Attesting to the presence of Ammonites and Moabites are several place names used in Jordan to this day. These start with Amman, the present capital. This was the Biblical Rabbath Ammon, later called Rabbat(h)ammana in Greek and Latin [one of the Ptolemies also called it Philadelpheia]. Other names are Diban < Dibon, Hisban < Heshbon, Kerak < Krakh, etc. Krakh [karka or krakha in Aramaic] is a Hebrew/Aramaic word meaning city or even metropolis. Modern Kerak was the ancient Moabite capital which appears in Jonathan's Aramaic translation of the Bible under the names Krakh and Krakha d'Moab. The Hebrew Bible calls the city Qir Moab (Isaiah 15:1), meaning Wall of Moab. Bear in mind that the English word town came from a word meaning wall. The name Karakmoba (sometimes spelled Charachmoba) appears in Greek and Latin sources. Today the Arabs call it Kerak, a minor city in Jordan.

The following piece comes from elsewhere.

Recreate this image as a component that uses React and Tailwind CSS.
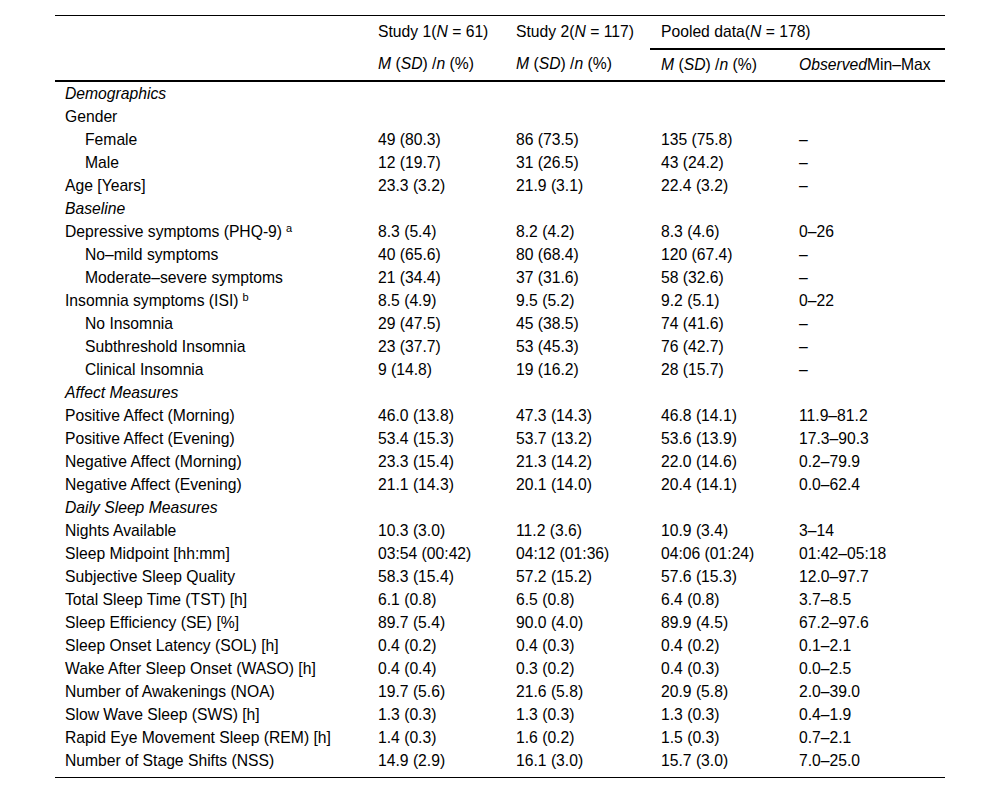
import React from 'react';

const rows = [
  { label: 'Demographics', section: true },
  { label: 'Gender' },
  { label: 'Female', indent: true, v: ['49 (80.3)', '86 (73.5)', '135 (75.8)', '–'] },
  { label: 'Male', indent: true, v: ['12 (19.7)', '31 (26.5)', '43 (24.2)', '–'] },
  { label: 'Age [Years]', v: ['23.3 (3.2)', '21.9 (3.1)', '22.4 (3.2)', '–'] },
  { label: 'Baseline', section: true },
  { label: 'Depressive symptoms (PHQ-9)', sup: 'a', v: ['8.3 (5.4)', '8.2 (4.2)', '8.3 (4.6)', '0–26'] },
  { label: 'No–mild symptoms', indent: true, v: ['40 (65.6)', '80 (68.4)', '120 (67.4)', '–'] },
  { label: 'Moderate–severe symptoms', indent: true, v: ['21 (34.4)', '37 (31.6)', '58 (32.6)', '–'] },
  { label: 'Insomnia symptoms (ISI)', sup: 'b', v: ['8.5 (4.9)', '9.5 (5.2)', '9.2 (5.1)', '0–22'] },
  { label: 'No Insomnia', indent: true, v: ['29 (47.5)', '45 (38.5)', '74 (41.6)', '–'] },
  { label: 'Subthreshold Insomnia', indent: true, v: ['23 (37.7)', '53 (45.3)', '76 (42.7)', '–'] },
  { label: 'Clinical Insomnia', indent: true, v: ['9 (14.8)', '19 (16.2)', '28 (15.7)', '–'] },
  { label: 'Affect Measures', section: true },
  { label: 'Positive Affect (Morning)', v: ['46.0 (13.8)', '47.3 (14.3)', '46.8 (14.1)', '11.9–81.2'] },
  { label: 'Positive Affect (Evening)', v: ['53.4 (15.3)', '53.7 (13.2)', '53.6 (13.9)', '17.3–90.3'] },
  { label: 'Negative Affect (Morning)', v: ['23.3 (15.4)', '21.3 (14.2)', '22.0 (14.6)', '0.2–79.9'] },
  { label: 'Negative Affect (Evening)', v: ['21.1 (14.3)', '20.1 (14.0)', '20.4 (14.1)', '0.0–62.4'] },
  { label: 'Daily Sleep Measures', section: true },
  { label: 'Nights Available', v: ['10.3 (3.0)', '11.2 (3.6)', '10.9 (3.4)', '3–14'] },
  { label: 'Sleep Midpoint [hh:mm]', v: ['03:54 (00:42)', '04:12 (01:36)', '04:06 (01:24)', '01:42–05:18'] },
  { label: 'Subjective Sleep Quality', v: ['58.3 (15.4)', '57.2 (15.2)', '57.6 (15.3)', '12.0–97.7'] },
  { label: 'Total Sleep Time (TST) [h]', v: ['6.1 (0.8)', '6.5 (0.8)', '6.4 (0.8)', '3.7–8.5'] },
  { label: 'Sleep Efficiency (SE) [%]', v: ['89.7 (5.4)', '90.0 (4.0)', '89.9 (4.5)', '67.2–97.6'] },
  { label: 'Sleep Onset Latency (SOL) [h]', v: ['0.4 (0.2)', '0.4 (0.3)', '0.4 (0.2)', '0.1–2.1'] },
  { label: 'Wake After Sleep Onset (WASO) [h]', v: ['0.4 (0.4)', '0.3 (0.2)', '0.4 (0.3)', '0.0–2.5'] },
  { label: 'Number of Awakenings (NOA)', v: ['19.7 (5.6)', '21.6 (5.8)', '20.9 (5.8)', '2.0–39.0'] },
  { label: 'Slow Wave Sleep (SWS) [h]', v: ['1.3 (0.3)', '1.3 (0.3)', '1.3 (0.3)', '0.4–1.9'] },
  { label: 'Rapid Eye Movement Sleep (REM) [h]', v: ['1.4 (0.3)', '1.6 (0.2)', '1.5 (0.3)', '0.7–2.1'] },
  { label: 'Number of Stage Shifts (NSS)', v: ['14.9 (2.9)', '16.1 (3.0)', '15.7 (3.0)', '7.0–25.0'] },
];

const MSD = () => (
  <>
    <i>M</i> (<i>SD</i>) /<i>n</i> (%)
  </>
);

export default function App() {
  return (
    <div className="bg-white w-[1000px] h-[793px] pt-[15px] pl-[55px] text-black text-[15.7px] leading-[18px] font-['Liberation_Sans',Arial,sans-serif]">
      <table className="table-fixed border-collapse w-[890px] border-t border-black">
        <colgroup>
          <col className="w-[313px]" />
          <col className="w-[138px]" />
          <col className="w-[144px]" />
          <col className="w-[139px]" />
          <col className="w-[156px]" />
        </colgroup>
        <thead>
          <tr className="h-[33px]">
            <th />
            <th className="text-left font-normal pl-[10px]">Study 1(<i>N</i> = 61)</th>
            <th className="text-left font-normal pl-[10px]">Study 2(<i>N</i> = 117)</th>
            <th colSpan={2} className="text-left font-normal pl-[11px] border-b-2 border-black">
              Pooled data(<i>N</i> = 178)
            </th>
          </tr>
          <tr className="h-[32px] border-b-2 border-black">
            <th />
            <th className="text-left font-normal pl-[10px]"><MSD /></th>
            <th className="text-left font-normal pl-[10px]"><MSD /></th>
            <th className="text-left font-normal pl-[11px]"><MSD /></th>
            <th className="text-left font-normal pl-[10px]"><i>Observed</i>Min–Max</th>
          </tr>
        </thead>
        <tbody>
          {rows.map((r, i) => (
            <tr key={i} className={i === 0 ? 'h-[25px]' : 'h-[23px]'}>
              <td className={(r.indent ? 'pl-[30px]' : 'pl-[10px]') + (i === 0 ? ' pt-[1px]' : '')}>
                {r.section ? <i>{r.label}</i> : r.label}
                {r.sup && <sup className="text-[11px] ml-[4px]">{r.sup}</sup>}
              </td>
              {(r.v || ['', '', '', '']).map((c, j) => (
                <td key={j} className={j === 2 ? 'pl-[11px]' : 'pl-[10px]'}>{c}</td>
              ))}
            </tr>
          ))}
          <tr className="h-[5px]">
            <td colSpan={5} className="border-b border-black p-0" />
          </tr>
        </tbody>
      </table>
    </div>
  );
}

The Edomites, Ammonites, and Moabites had a close linguistic affinity to ancient Israel, although there was political rivalry and hostility. Hebrew, Ammonite, Edomite, Moabite, and Phoenician (and other, closely related tongues) are all called Canaanite languages (or sometimes dialects of Canaanite) by modern linguists. The famous Moabite stele found east of the Jordan with an inscription telling of a victory by Mesha`, king of Moab, over ancient Judah, is easily read by readers of Biblical Hebrew, if the inscription is transcribed into the modern Hebrew alphabet, of course, since the Mesha` inscription uses the old Hebrew/Canaanite letters. The Arabs also speak a Semitic language, but one farther away from Hebrew, Moabite, etc. Hence, they distorted the sounds --in the place names mentioned above-- to suit their own speech.

To sum up, the Arabs were conquering and displacing other peoples long before Muhammud. As land-grabbers they can compare with the British and Russians.